FIELD: The interesting thing is that he was cast last. I had someone else in mind, but because of the timing, he fell out. I wanted, first of all, a man — just a man. Obviously he had to be an actor, and a good actor, but I wanted whoever I cast to be a man, rather than somebody who was known as an actor, at least by an American audience. There’s a hierarchy in the marriage between Ruth (Sissy Spacek) and Matt (Wilkinson). Ruth pushes Matt, and she was always pushing her son to do this and that, always trying to get the men to do stuff. There’s a certain gravity she has, and it was important to get somebody in that role who was both very good, and who was also known. Casting Sissy Spacek wasn’t a condition of the producers; it was what was right for the role. But I wanted somebody who wasn’t known in the husband’s role, and I was about 10 days out from the rehearsals when I called a friend in England who knew the script and asked for suggestions. They immediately said Tom Wilkinson.

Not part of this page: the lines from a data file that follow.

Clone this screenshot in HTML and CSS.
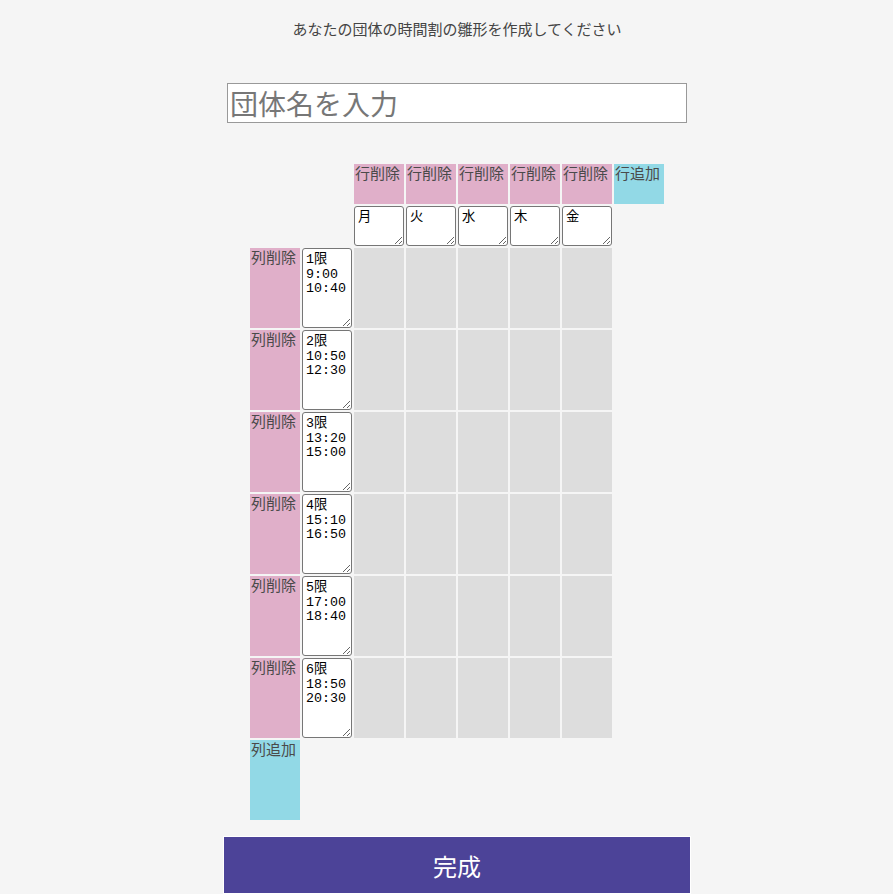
FILE: index.html
```html
<!DOCTYPE html>
<html lang="ja">
<head>
  <meta charset="UTF-8" />
  <meta name="viewport" content="width=device-width, initial-scale=1.0"/>
  <title>時間割の雛形</title>
  <link rel="stylesheet" href="styles.css">
</head>
<body>

  <p class="lead">あなたの団体の時間割の雛形を作成してください</p>

  <input type="text" class="group-name" placeholder="団体名を入力" />

  <table class="timetable">
    <tr class="head-row">
      <td></td>
      <td></td>
      <td class="del">行削除</td>
      <td class="del">行削除</td>
      <td class="del">行削除</td>
      <td class="del">行削除</td>
      <td class="del">行削除</td>
      <td class="add">行追加</td>
    </tr>
    <tr class="day-row">
      <td></td>
      <td></td>
      <td><textarea class="day">月</textarea></td>
      <td><textarea class="day">火</textarea></td>
      <td><textarea class="day">水</textarea></td>
      <td><textarea class="day">木</textarea></td>
      <td><textarea class="day">金</textarea></td>
      <td></td>
    </tr>
    <tr class="period-row">
      <td class="del">列削除</td>
      <td><textarea class="period">1限
9:00
10:40</textarea></td>
      <td class="slot"></td><td class="slot"></td><td class="slot"></td><td class="slot"></td><td class="slot"></td>
      <td></td>
    </tr>
    <tr class="period-row">
      <td class="del">列削除</td>
      <td><textarea class="period">2限
10:50
12:30</textarea></td>
      <td class="slot"></td><td class="slot"></td><td class="slot"></td><td class="slot"></td><td class="slot"></td>
      <td></td>
    </tr>
    <tr class="period-row">
      <td class="del">列削除</td>
      <td><textarea class="period">3限
13:20
15:00</textarea></td>
      <td class="slot"></td><td class="slot"></td><td class="slot"></td><td class="slot"></td><td class="slot"></td>
      <td></td>
    </tr>
    <tr class="period-row">
      <td class="del">列削除</td>
      <td><textarea class="period">4限
15:10
16:50</textarea></td>
      <td class="slot"></td><td class="slot"></td><td class="slot"></td><td class="slot"></td><td class="slot"></td>
      <td></td>
    </tr>
    <tr class="period-row">
      <td class="del">列削除</td>
      <td><textarea class="period">5限
17:00
18:40</textarea></td>
      <td class="slot"></td><td class="slot"></td><td class="slot"></td><td class="slot"></td><td class="slot"></td>
      <td></td>
    </tr>
    <tr class="period-row">
      <td class="del">列削除</td>
      <td><textarea class="period">6限
18:50
20:30</textarea></td>
      <td class="slot"></td><td class="slot"></td><td class="slot"></td><td class="slot"></td><td class="slot"></td>
      <td></td>
    </tr>
    <tr class="period-row">
      <td class="add">列追加</td>
      <td></td><td></td><td></td><td></td><td></td><td></td><td></td>
    </tr>
  </table>

  <button class="done">完成</button>

</body>
</html>
```

FILE: styles.css
```css
body {
  margin: 0 0 0 21px;
  background-color: #f5f5f5;
  font-family: "Noto Sans CJK JP", "Noto Sans", sans-serif;
  color: #333;
  display: flex;
  flex-direction: column;
  align-items: center;
}

.lead {
  margin: 19px 0 0;
  font-size: 15px;
  line-height: 20px;
  color: #444;
}

.group-name {
  margin-top: 44px;
  width: 460px;
  height: 40px;
  box-sizing: border-box;
  padding: 0 2px;
  border: 1px solid #999;
  border-radius: 0;
  background: #fff;
  font-family: "Noto Sans CJK JP", sans-serif;
  font-size: 28px;
}

.group-name::placeholder {
  color: #777;
}

.timetable {
  margin-top: 39px;
  border-collapse: separate;
  border-spacing: 2px;
}

.timetable td {
  width: 50px;
  padding: 0;
  text-indent: 1px;
  vertical-align: top;
  font-size: 15px;
  line-height: 17px;
  color: #4a4a4a;
}

.head-row td,
.day-row td {
  height: 40px;
}

.period-row td {
  height: 80px;
}

.del {
  background-color: #e0afc9;
}

.add {
  background-color: #92d9e6;
}

.slot {
  background-color: #dddddd;
}

textarea {
  display: block;
  box-sizing: border-box;
  width: 50px;
  margin: 0;
  padding: 4px 2px 2px 3px;
  border: 1px solid #767676;
  border-radius: 3px;
  background: #fff;
  font-family: "Liberation Mono", "Noto Sans CJK JP", monospace;
  font-size: 13.33px;
  line-height: 14.5px;
  text-indent: 0;
  color: #000;
  overflow: hidden;
}

.day {
  height: 40px;
}

.period {
  height: 80px;
}

.done {
  margin-top: 14px;
  width: 468px;
  height: 58px;
  border: 1px solid #fff;
  background-color: #4c4398;
  color: #fff;
  font-family: "Noto Sans CJK JP", sans-serif;
  font-size: 24px;
  cursor: pointer;
}
```
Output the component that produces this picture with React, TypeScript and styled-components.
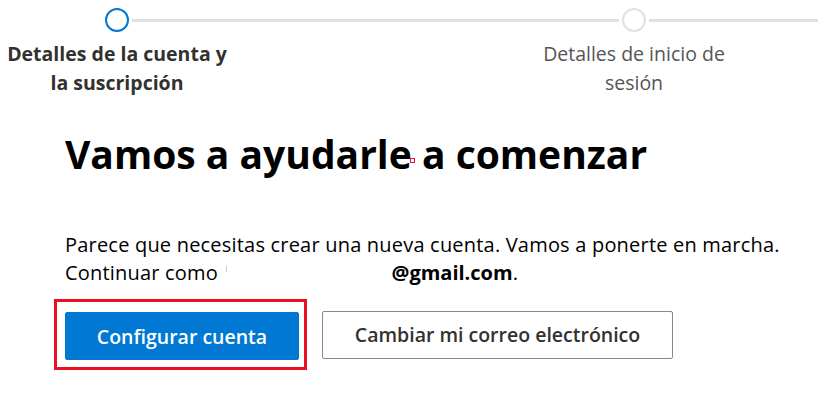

FILMMAKER: What did he bring to the part?

FIELD: He’s a very powerful actor, and when you take an actor like that and have them play a character who’s more passive than they really are, it creates an enormous amount of tension. It’s like going to the Hollywood Bowl for a night of Beethoven, and the conductor has the 40-five piece orchestra play pianissimo instead of triple forte. You know the power is there for them to overwhelm you, and you want them to, but they’re holding back. That’s what Tom is like. He’s also the kind of actor who always has a million things going on at once. So you’re immediately engaged with him, and determined to follow him wherever he goes.

FILMMAKER: And he does rather decisively have somewhere to go, even if a lot of what he does in the film is merely to look and listen. Remind me again of the lines of poetry that his poker-playing buddy Carl recites to him near the end of the film.

FIELD: They’re from Longfellow, from a very long work titled “My Lost Youth.” The refrain is, “A boy’s will is the wind’s will, and the thoughts of youth are long, long thoughts.”